> [Written exercise]
Find every line containing the word "Output" in the records below; report only how many there are.

> [Excerpted data]

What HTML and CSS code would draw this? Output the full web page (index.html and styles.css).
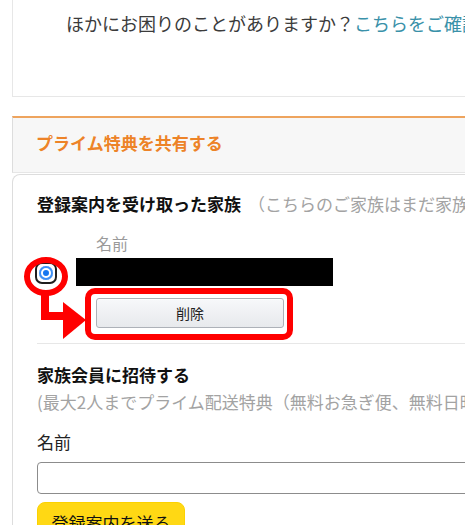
FILE: index.html
```html
<!DOCTYPE html>
<html lang="ja">
<head>
<meta charset="utf-8">
<title>プライム特典を共有する</title>
<link rel="stylesheet" href="styles.css">
</head>
<body>
<div class="page">
  <div class="help-box">
    <p class="help-text">ほかにお困りのことがありますか？<a class="help-link" href="#">こちらをご確認ください。</a></p>
  </div>

  <section class="share">
    <div class="share-title">
      <h2>プライム特典を共有する</h2>
    </div>
    <div class="share-body">
      <h3 class="sub-title">登録案内を受け取った家族<span class="hint">（こちらのご家族はまだ家族会員の登録を完了していません）</span></h3>

      <div class="member-grid">
        <div class="col-label">名前</div>
        <div class="radio-cell"><span class="radio"><span class="radio-dot"></span></span></div>
        <div class="name-mask"></div>
        <button class="btn-delete" type="button">削除</button>
      </div>

      <hr class="divider">

      <h3 class="sub-title">家族会員に招待する</h3>
      <p class="note">(最大2人までプライム配送特典（無料お急ぎ便、無料日時指定便）を共有できます)</p>
      <label class="field-label" for="name">名前</label>
      <input class="name-input" id="name" type="text">
      <button class="btn-send" type="button">登録案内を送る</button>
    </div>
  </section>

  <svg class="annotation" width="465" height="525" viewBox="0 0 465 525" aria-hidden="true">
    <ellipse cx="46" cy="276.5" rx="19" ry="16.5" fill="none" stroke="#ff0000" stroke-width="6"/>
    <rect x="41" y="292" width="8" height="28" fill="#ff0000"/>
    <rect x="41" y="312" width="24" height="8" fill="#ff0000"/>
    <polygon points="63,302 63,339 86,320" fill="#ff0000"/>
    <rect x="88" y="291" width="202" height="46" rx="7" ry="7" fill="none" stroke="#ff0000" stroke-width="6"/>
  </svg>
</div>
</body>
</html>
```

FILE: styles.css
```css
html, body {
  margin: 0;
  padding: 0;
  background: #fff;
  overflow: hidden;
}

body {
  font-family: "Noto Sans CJK JP", "Noto Sans", sans-serif;
  color: #333;
}

.page {
  position: relative;
  width: 720px;
  padding-left: 12px;
  height: 525px;
}

.help-box {
  box-sizing: border-box;
  height: 97px;
  border: 1px solid #e7e7e7;
  border-top: none;
  padding: 10px 0 0 53px;
}

.help-text {
  margin: 0;
  font-size: 18px;
  line-height: 27px;
  white-space: nowrap;
  color: #3b3b3b;
}

.help-link {
  color: #3a91a9;
  text-decoration: none;
}

.share {
  margin-top: 19px;
}

.share-title {
  background: #f7f7f7;
  border-top: 2px solid #eea45e;
  border-left: 1px solid #dddddd;
  border-bottom: 1px solid #e6e6e6;
  padding: 13px 0 17px 23px;
}

.share-title h2 {
  margin: 0;
  font-size: 17px;
  line-height: 24px;
  font-weight: 700;
  color: #ed8328;
  white-space: nowrap;
}

.share-body {
  margin-top: 1px;
  border: 1px solid #dddddd;
  border-bottom: none;
  border-radius: 8px 8px 0 0;
  padding: 17px 0 0 24px;
  height: 400px;
}

.sub-title {
  margin: 0;
  font-size: 17px;
  line-height: 24px;
  font-weight: 700;
  color: #111;
  white-space: nowrap;
}

.hint {
  margin-left: 7px;
  font-weight: 400;
  color: #a3a3a3;
}

.member-grid {
  display: grid;
  grid-template-columns: 39px auto;
  grid-template-areas:
    ". label"
    "radio mask"
    ". btn";
  justify-content: start;
  margin-top: 16px;
}

.col-label {
  grid-area: label;
  padding-left: 20px;
  font-size: 16px;
  line-height: 22px;
  color: #9a9a9a;
}

.radio-cell {
  grid-area: radio;
  align-self: start;
  margin: 8px 0 0 -2px;
  height: 22px;
}

.radio {
  box-sizing: border-box;
  display: flex;
  align-items: center;
  justify-content: center;
  width: 22px;
  height: 22px;
  border: 2px solid #1e1e1e;
  border-radius: 7px;
  background: #fff;
}

.radio-dot {
  width: 14px;
  height: 14px;
  border-radius: 50%;
  background: #1677f0;
  box-shadow: inset 0 0 0 2px #3d8ff5, inset 0 0 0 4px #ffffff;
}

.name-mask {
  grid-area: mask;
  margin-top: 4px;
  width: 257px;
  height: 28px;
  background: #000;
}

.btn-delete {
  grid-area: btn;
  justify-self: start;
  margin: 12px 0 0 20px;
  box-sizing: border-box;
  width: 188px;
  height: 30px;
  border: 1px solid #adb1b8;
  border-radius: 3px;
  background: linear-gradient(#f7f8fa, #e7e9ec);
  box-shadow: inset 0 1px 0 rgba(255, 255, 255, 0.6);
  font-family: inherit;
  font-size: 14px;
  line-height: 20px;
  color: #222;
  padding: 0;
}

.divider {
  margin: 15px 0 0 0;
  border: none;
  border-top: 1px solid #e7e7e7;
  height: 0;
}

.divider + .sub-title {
  margin-top: 19px;
}

.note {
  margin: 3px 0 0 0;
  font-size: 17px;
  line-height: 24px;
  color: #a3a3a3;
  white-space: nowrap;
}

.field-label {
  display: block;
  margin-top: 16px;
  font-size: 17px;
  line-height: 24px;
  color: #222;
}

.name-input {
  display: block;
  box-sizing: border-box;
  margin-top: 8px;
  width: 600px;
  height: 32px;
  border: 1px solid #8c8c8c;
  border-radius: 4px;
  background: #fff;
  padding: 0 8px;
}

.btn-send {
  display: block;
  box-sizing: border-box;
  margin-top: 8px;
  width: 148px;
  height: 36px;
  border: 1px solid #fcd200;
  border-radius: 8px;
  background: #ffd814;
  font-family: inherit;
  font-size: 17px;
  line-height: 24px;
  color: #0f1111;
  padding: 6px 0 0 0;
}

.annotation {
  position: absolute;
  left: 0;
  top: 0;
  pointer-events: none;
}
```
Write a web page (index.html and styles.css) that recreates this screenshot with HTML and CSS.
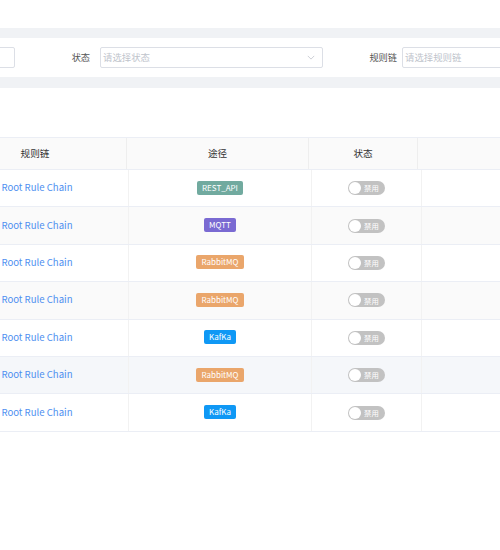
FILE: index.html
```html
<!DOCTYPE html>
<html lang="zh">
<head>
<meta charset="utf-8">
<title>规则链</title>
<link rel="stylesheet" href="styles.css">
</head>
<body>
<div class="page">
  <div class="top-space"></div>
  <div class="band band-a"></div>
  <div class="filters">
    <div class="select select-first"><span class="ph"></span></div>
    <label class="flabel flabel-1">状态</label>
    <div class="select"><span class="ph">请选择状态</span>
      <svg class="chev" viewBox="0 0 10 6" width="8" height="5"><path d="M1 1l4 4 4-4" fill="none" stroke="#c0c4cc" stroke-width="1"/></svg>
    </div>
    <label class="flabel flabel-2">规则链</label>
    <div class="select"><span class="ph">请选择规则链</span></div>
  </div>
  <div class="band band-b"></div>
  <div class="content">
    <div class="table">
      <div class="thead">
        <div class="th">规则链</div>
        <div class="th">途径</div>
        <div class="th">状态</div>
        <div class="th"></div>
      </div>
      <div class="tbody">
        <div class="tr">
          <div class="td"><span class="link">Root Rule Chain</span></div>
          <div class="td"><span class="tag tag-rest">REST_API</span></div>
          <div class="td"><span class="switch"><span class="knob"></span><span class="sw-text">禁用</span></span></div>
          <div class="td"></div>
        </div>
        <div class="tr stripe">
          <div class="td"><span class="link">Root Rule Chain</span></div>
          <div class="td"><span class="tag tag-mqtt">MQTT</span></div>
          <div class="td"><span class="switch"><span class="knob"></span><span class="sw-text">禁用</span></span></div>
          <div class="td"></div>
        </div>
        <div class="tr">
          <div class="td"><span class="link">Root Rule Chain</span></div>
          <div class="td"><span class="tag tag-rabbit">RabbitMQ</span></div>
          <div class="td"><span class="switch"><span class="knob"></span><span class="sw-text">禁用</span></span></div>
          <div class="td"></div>
        </div>
        <div class="tr stripe">
          <div class="td"><span class="link">Root Rule Chain</span></div>
          <div class="td"><span class="tag tag-rabbit">RabbitMQ</span></div>
          <div class="td"><span class="switch"><span class="knob"></span><span class="sw-text">禁用</span></span></div>
          <div class="td"></div>
        </div>
        <div class="tr">
          <div class="td"><span class="link">Root Rule Chain</span></div>
          <div class="td"><span class="tag tag-kafka">KafKa</span></div>
          <div class="td"><span class="switch"><span class="knob"></span><span class="sw-text">禁用</span></span></div>
          <div class="td"></div>
        </div>
        <div class="tr hover">
          <div class="td"><span class="link">Root Rule Chain</span></div>
          <div class="td"><span class="tag tag-rabbit">RabbitMQ</span></div>
          <div class="td"><span class="switch"><span class="knob"></span><span class="sw-text">禁用</span></span></div>
          <div class="td"></div>
        </div>
        <div class="tr">
          <div class="td"><span class="link">Root Rule Chain</span></div>
          <div class="td"><span class="tag tag-kafka">KafKa</span></div>
          <div class="td"><span class="switch"><span class="knob"></span><span class="sw-text">禁用</span></span></div>
          <div class="td"></div>
        </div>
      </div>
    </div>
  </div>
</div>
</body>
</html>
```
FILE: styles.css
```css
html, body {
  margin: 0;
  padding: 0;
  background: #ffffff;
}
body {
  font-family: "Noto Sans CJK SC", "Noto Sans", sans-serif;
  color: #333;
  width: 500px;
  height: 550px;
  overflow: hidden;
}
.page {
  width: 500px;
  overflow: hidden;
}
.top-space {
  height: 28px;
}
.band {
  background: #f0f2f5;
}
.band-a {
  height: 10px;
}
.band-b {
  height: 11px;
}
.filters {
  height: 39px;
  display: flex;
  align-items: center;
  margin-left: -208px;
  width: 900px;
}
.select {
  flex: none;
  width: 223px;
  height: 21px;
  box-sizing: border-box;
  border: 1px solid #dcdfe6;
  border-radius: 2px;
  display: flex;
  align-items: center;
  justify-content: space-between;
  padding: 0 7px 0 2px;
  background: #fff;
}
.ph {
  font-size: 9.4px;
  color: #c0c4cc;
  line-height: 1;
}
.chev {
  display: block;
}
.flabel {
  flex: none;
  box-sizing: border-box;
  text-align: right;
  font-size: 9.2px;
  color: #555;
  line-height: 1;
}
.flabel-1 {
  width: 85px;
  padding-right: 10px;
}
.flabel-2 {
  width: 79px;
  padding-right: 5px;
}
.content {
  padding-top: 49px;
}
.table {
  margin-left: -56px;
  width: 700px;
}
.thead {
  display: grid;
  grid-template-columns: 183px 182px 109px 1fr;
  height: 33px;
  box-sizing: border-box;
  border-top: 1px solid #ebeef5;
  border-bottom: 1px solid #ebeef5;
  background: #fafafa;
}
.th {
  display: flex;
  align-items: center;
  justify-content: center;
  font-size: 9.6px;
  color: #333;
  border-right: 1px solid #eeeeee;
  padding-bottom: 1px;
}
.tr {
  display: grid;
  grid-template-columns: 185px 183px 110px 1fr;
  height: 37.4px;
  box-sizing: border-box;
  border-bottom: 1px solid #ebeef5;
  background: #fff;
}
.tr.stripe {
  background: #fafafa;
}
.tr.hover {
  background: #f5f7fa;
}
.td {
  display: flex;
  align-items: center;
  justify-content: center;
  border-right: 1px solid #f2f2f2;
}
.link {
  font-size: 9.6px;
  color: #4e8ff0;
  margin-bottom: 2px;
  margin-left: 2px;
}
.tag {
  display: inline-block;
  height: 14px;
  line-height: 14px;
  padding: 0 5px;
  border-radius: 2px;
  color: #fff;
  font-size: 8px;
  font-family: "Noto Sans CJK SC", "Noto Sans", sans-serif;
  margin-bottom: 1px;
}
.tag-rest {
  background: #71aa9f;
}
.tag-mqtt {
  background: #7a6ad2;
}
.tag-rabbit {
  background: #eaa66b;
}
.tag-kafka {
  background: #0f98f5;
}
.switch {
  display: inline-flex;
  align-items: center;
  width: 37px;
  height: 14px;
  border-radius: 7px;
  background: #c2c2c2;
  box-sizing: border-box;
  padding-left: 1px;
  gap: 3px;
}
.knob {
  width: 12px;
  height: 12px;
  border-radius: 50%;
  background: #fff;
  flex: none;
}
.sw-text {
  color: #fff;
  font-size: 7.4px;
  line-height: 1;
}
```
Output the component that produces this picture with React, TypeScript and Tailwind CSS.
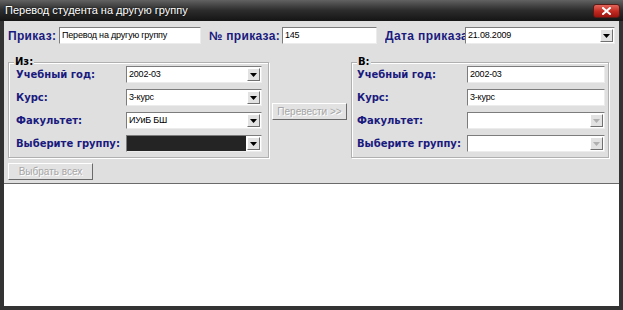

> [Worked answer]
2